#### [Task]
What number of lines hold the word "styles"? State that number and nothing besides.

________________________________________

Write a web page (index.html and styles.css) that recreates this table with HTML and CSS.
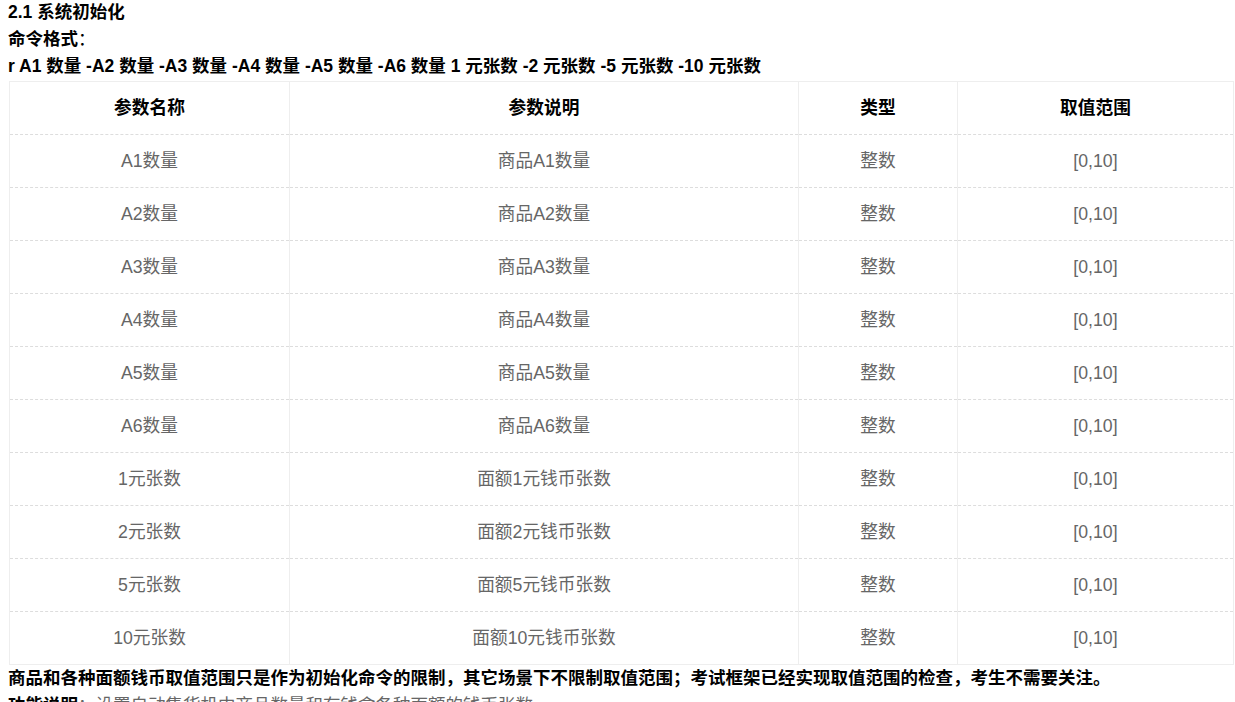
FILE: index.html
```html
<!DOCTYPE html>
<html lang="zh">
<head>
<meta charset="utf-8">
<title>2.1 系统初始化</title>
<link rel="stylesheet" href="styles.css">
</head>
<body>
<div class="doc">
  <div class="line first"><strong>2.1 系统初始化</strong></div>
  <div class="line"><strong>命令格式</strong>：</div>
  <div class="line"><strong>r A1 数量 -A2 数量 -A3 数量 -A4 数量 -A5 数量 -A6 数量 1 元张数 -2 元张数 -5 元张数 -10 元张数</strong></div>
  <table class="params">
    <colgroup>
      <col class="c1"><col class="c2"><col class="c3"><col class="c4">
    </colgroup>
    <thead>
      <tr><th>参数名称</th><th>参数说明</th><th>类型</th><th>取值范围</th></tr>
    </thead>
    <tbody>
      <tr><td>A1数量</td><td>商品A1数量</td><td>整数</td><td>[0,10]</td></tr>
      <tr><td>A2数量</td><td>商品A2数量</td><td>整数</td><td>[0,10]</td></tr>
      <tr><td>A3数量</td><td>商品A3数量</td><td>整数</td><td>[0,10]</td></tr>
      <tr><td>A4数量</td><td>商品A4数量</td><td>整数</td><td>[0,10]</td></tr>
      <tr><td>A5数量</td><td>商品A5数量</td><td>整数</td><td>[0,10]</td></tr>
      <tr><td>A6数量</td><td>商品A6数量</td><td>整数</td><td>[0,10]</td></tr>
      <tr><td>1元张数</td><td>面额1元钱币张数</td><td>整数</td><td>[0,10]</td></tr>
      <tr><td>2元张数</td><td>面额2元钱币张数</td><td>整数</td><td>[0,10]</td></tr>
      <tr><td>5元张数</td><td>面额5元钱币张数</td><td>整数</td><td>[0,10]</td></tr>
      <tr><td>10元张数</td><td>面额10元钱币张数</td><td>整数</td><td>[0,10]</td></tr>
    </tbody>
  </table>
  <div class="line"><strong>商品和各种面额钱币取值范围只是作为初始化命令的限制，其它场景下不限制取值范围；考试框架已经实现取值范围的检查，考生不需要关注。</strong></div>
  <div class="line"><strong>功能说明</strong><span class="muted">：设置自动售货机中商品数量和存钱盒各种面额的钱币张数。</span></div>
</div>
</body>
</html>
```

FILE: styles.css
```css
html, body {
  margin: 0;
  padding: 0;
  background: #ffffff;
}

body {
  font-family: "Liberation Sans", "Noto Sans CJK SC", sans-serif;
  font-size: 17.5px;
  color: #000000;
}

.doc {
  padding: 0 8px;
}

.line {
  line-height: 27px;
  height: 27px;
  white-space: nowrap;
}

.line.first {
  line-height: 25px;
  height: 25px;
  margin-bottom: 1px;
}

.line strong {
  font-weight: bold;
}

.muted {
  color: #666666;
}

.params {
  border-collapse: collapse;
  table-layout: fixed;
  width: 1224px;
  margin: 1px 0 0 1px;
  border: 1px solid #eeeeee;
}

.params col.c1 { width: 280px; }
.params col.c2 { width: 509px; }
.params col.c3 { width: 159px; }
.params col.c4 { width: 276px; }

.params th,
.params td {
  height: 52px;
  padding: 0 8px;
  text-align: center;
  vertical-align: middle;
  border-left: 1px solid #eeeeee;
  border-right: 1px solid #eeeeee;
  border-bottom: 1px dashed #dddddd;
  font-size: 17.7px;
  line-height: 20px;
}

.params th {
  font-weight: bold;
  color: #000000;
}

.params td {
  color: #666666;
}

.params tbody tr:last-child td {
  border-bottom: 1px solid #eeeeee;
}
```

________________________________________

#### [Answer to this task]
3